Microsoft is applying machine learning and deep neural networks to its software security approach. The company announced a new research project, neural fuzzing, designed to augment traditional fuzzing techniques, discover vulnerabilities, and learn from past software experiences.
The research is based on Microsoft’s Security Risk Detection tool that incorporates artificial intelligence to find and detect software bugs.
Fuzzing is a software security testing technique used to find vulnerabilities in complex software solutions. “Fuzzing involves presenting a target program with crafted malicious input designed to cause crashes, buffer overflows, memory errors, and exceptions,” Microsoft researchers wrote.
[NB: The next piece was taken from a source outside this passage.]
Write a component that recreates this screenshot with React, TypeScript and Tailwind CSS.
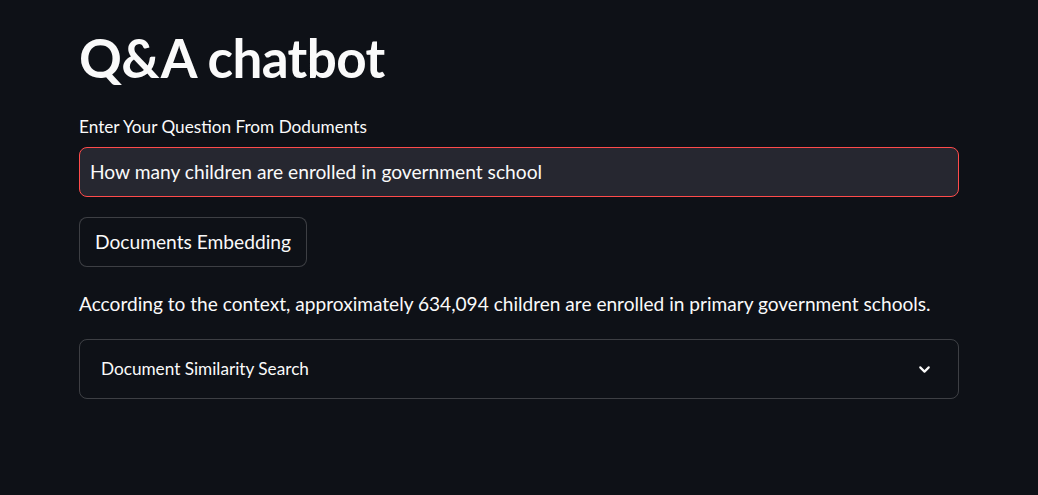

Some fuzz testing categories include: blackbox fuzzers that rely on sample input files generate new inputs, whitebox fuzzers that analyze the target program statically or dynamically to help search for new inputs, and greybox fuzzers that uses a feedback loop to guide their search. Microsoft’s new category, neural fuzzing, uses machine learning models to learn from the feedback loop of a greybox fuzzer, according to the researchers. The team says they have been able to improve the code coverage, code paths, and crashes of four input formats: ELF, PDF, PNG and XML.
“We present a learning technique that uses neural networks to learn patterns in the input files from past fuzzing explorations to guide future fuzzing explorations. In particular, the neural models learn a function to predict good (and bad) locations in input files to perform fuzzing mutations based on the past mutations and corresponding code coverage information,” the researchers wrote in their research.
According to William Blum, from the Microsoft Security Risk Detection engineering team, this is only just the beginning of what can be used when applying deep neural networks to fuzz testing.
“We could also use it to learn other fuzzing parameters such as the type of mutation or strategy to apply. We are also considering online versions of our machine learning model, in which the fuzzer constantly learns from ongoing fuzzing iterations,” Blum wrote in a post.